Öte yandan, Türkiye’de cezaevlerinden yeni çıkan arkadaşlarla birlikte daha sonra Demokrat dergisinin ve İşçilerin Sesi gazetelerinin çıkarılması için dayanışma gerçekleştirildi ve her anlamda destek sağlandı. Dolayısıyla Devrimci İşçi örgütlenmesi, 12 Eylül askeri faşist cuntasının yurtdışında Solu etkisizleştirme çabalarına karşı o dönemde ayakta kalmanın, direnmenin adıdır. Ülkede devrimciler zindanda işkence deyken, Avrupa’da hiç durmadan işgaller ve açlık grevleriyle faşizmin teşhir ve tecrit edildiği kampanyaların adresiydi. 12 Eylül anayasası ile oluşan faşist rejimi doğru analiz eden, önüne koyduğu dayanışma görevlerini gözünü bir an bile kırpmadan gerçekleştiren devrimcilerin vazgeçilmez platform uydu.
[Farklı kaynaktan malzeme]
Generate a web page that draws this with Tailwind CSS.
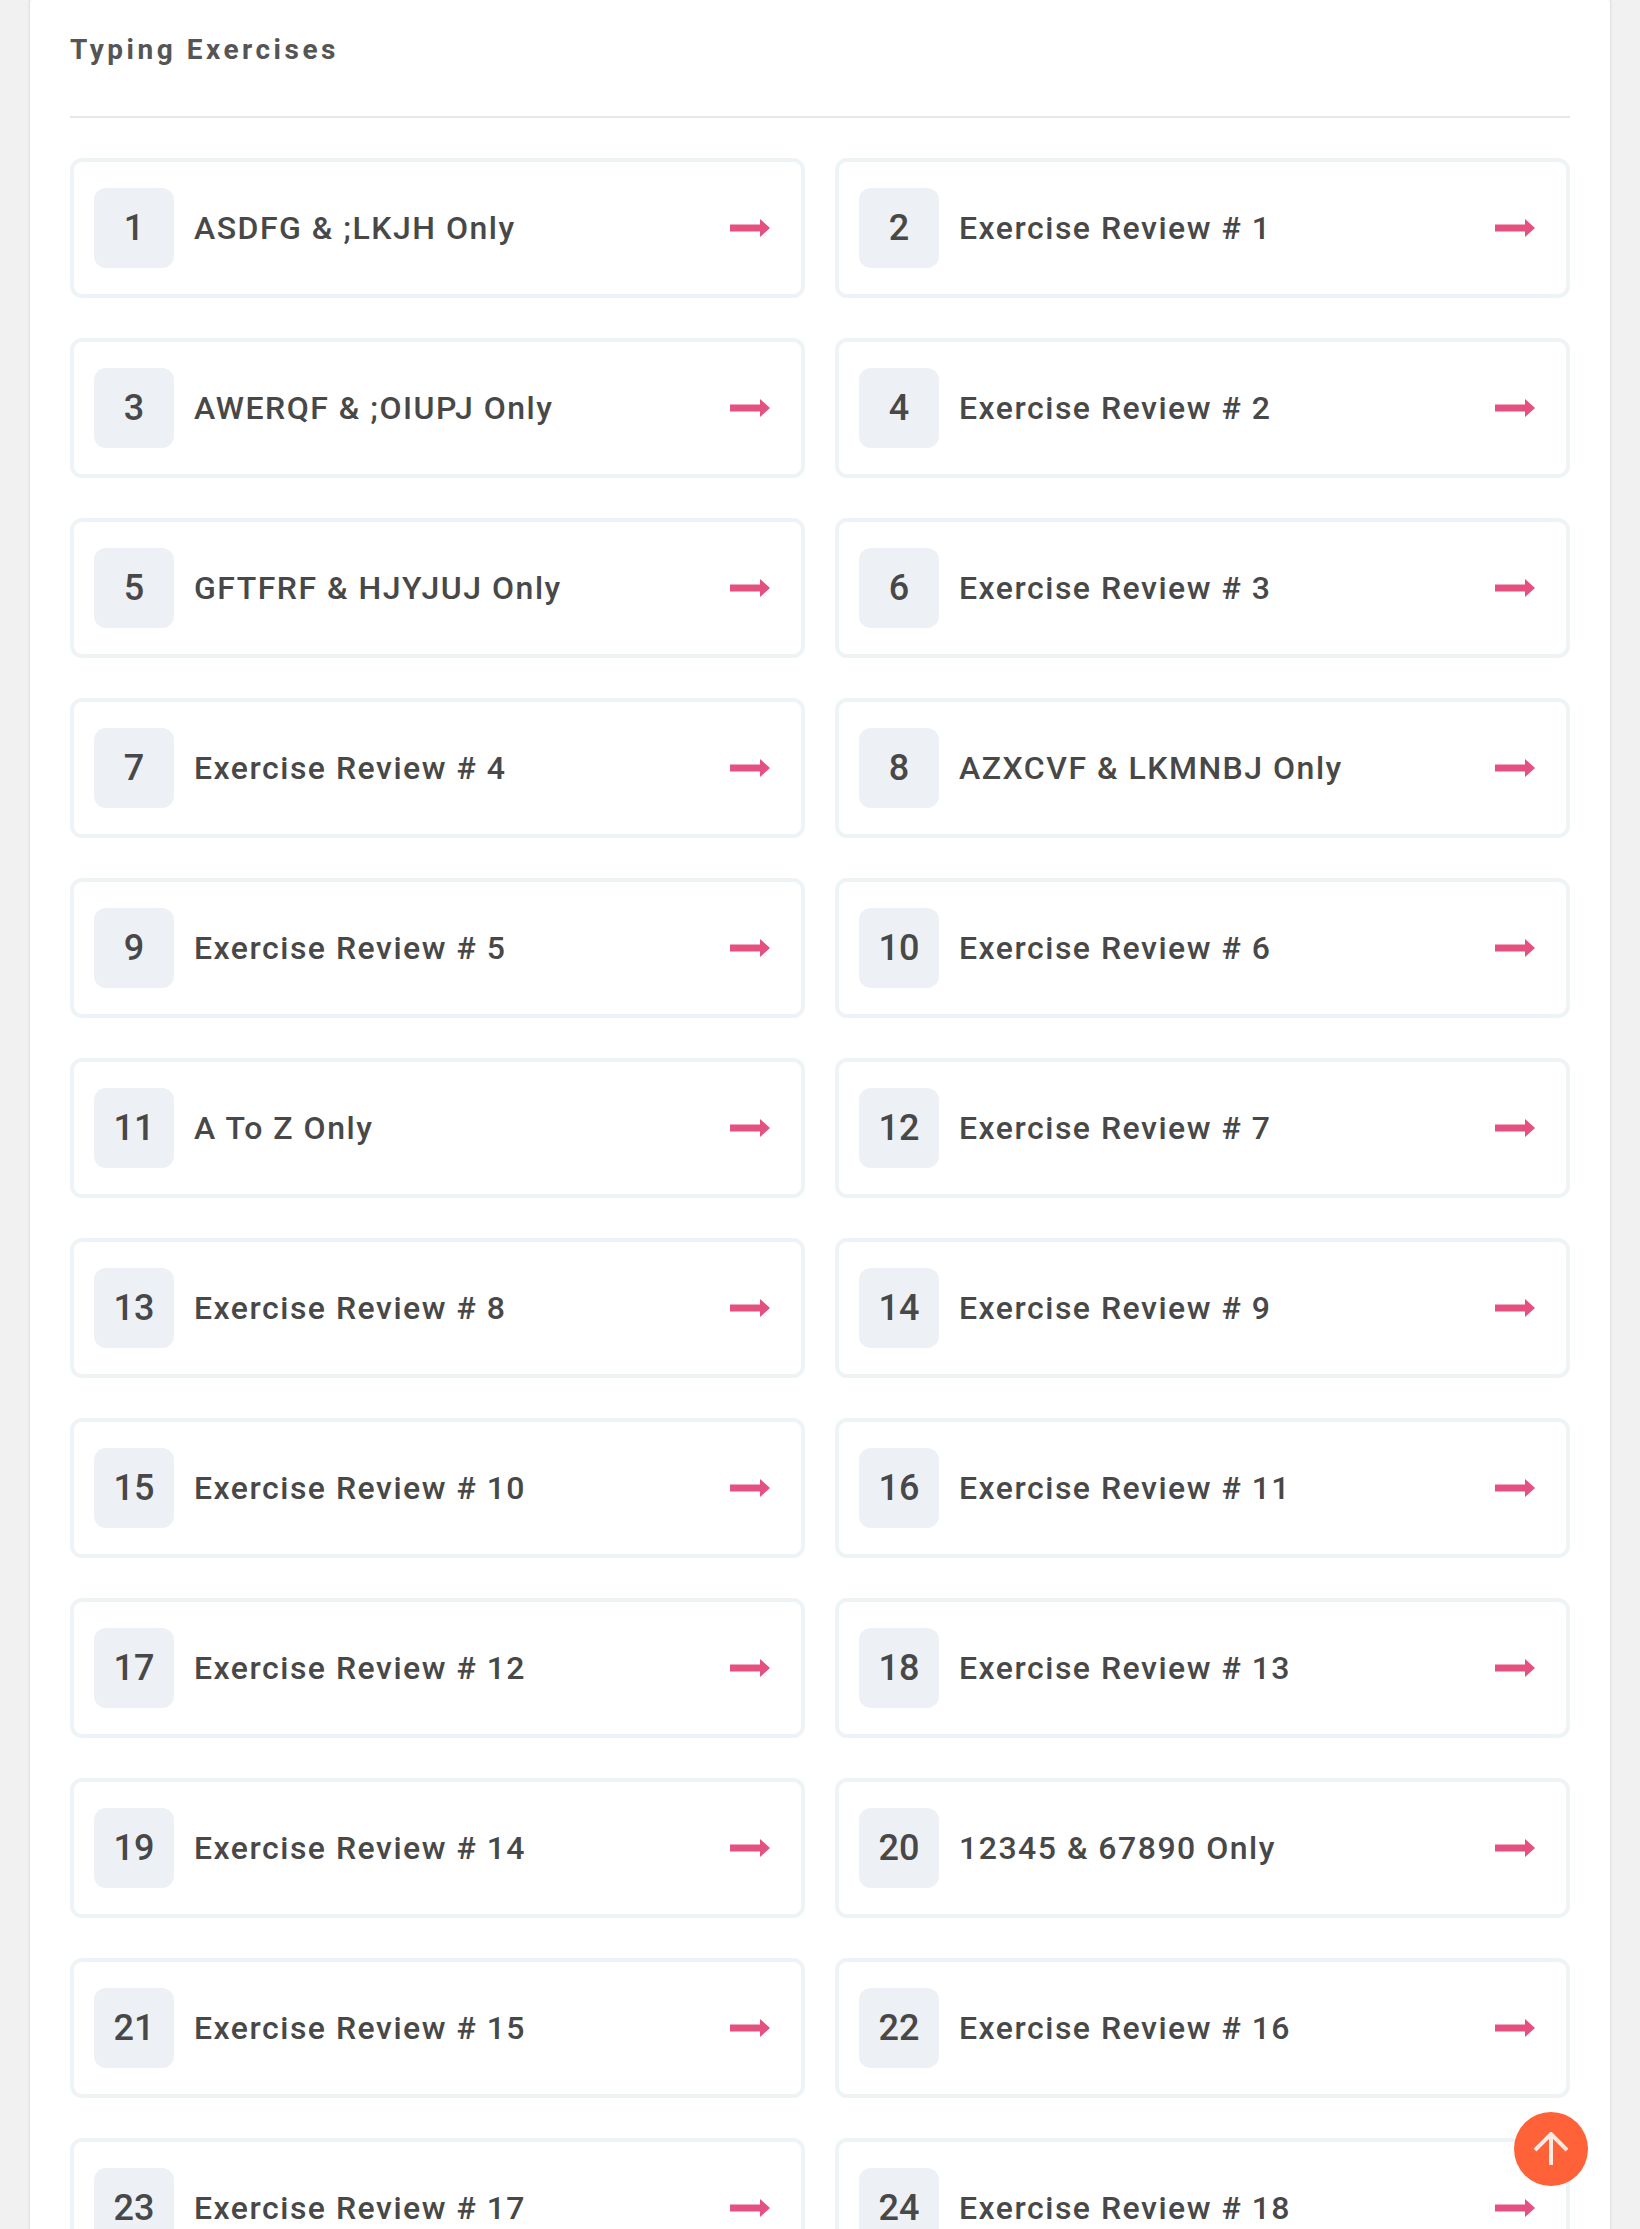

Ülkede yaprak kımıldamaz iken, devrimcilerin atmak istedikleri en küçük adımları dahi en büyük ciddiyet ve özveriyle destekleyen dayanışma mücadelesini hayata geçiren militanların devrimci yoluydu. 80 ve 90’lı yıllarda ülkede örgütsel bir yapı olmadığı halde bir devrimci olarak ayakta kalabilmenin ve mücadele edebilmenin bilinçli ve ortak çabasıydı. 12 Eylül darbesiyle oluşturulan siyasal yapının temellerini köklü bir şekilde eleştiren, Solun önünde duran Sosyalizm, Kadın ve Çevre sorunu, Ulusal mesele, Enternasyonalizm gibi ideolojik-siyasal konularda daha o yıllarda fikirler ortaya koyan kollektif hafızanın bizzat kendisiydi. 12 Eylül askeri faşist cuntasına karşı yurtdışında mücadelenin gereklerini yerine getirirken Devrimci İşçi, hiç çekinmeden elini taşın altına koyanların ve örgütlü mücadeleye inanan devrimcilerin o günlerde yeniden marksizme sahip çıkma eylemiydi. Kısaca Devrimci İşçi, vicdanın sesiydi!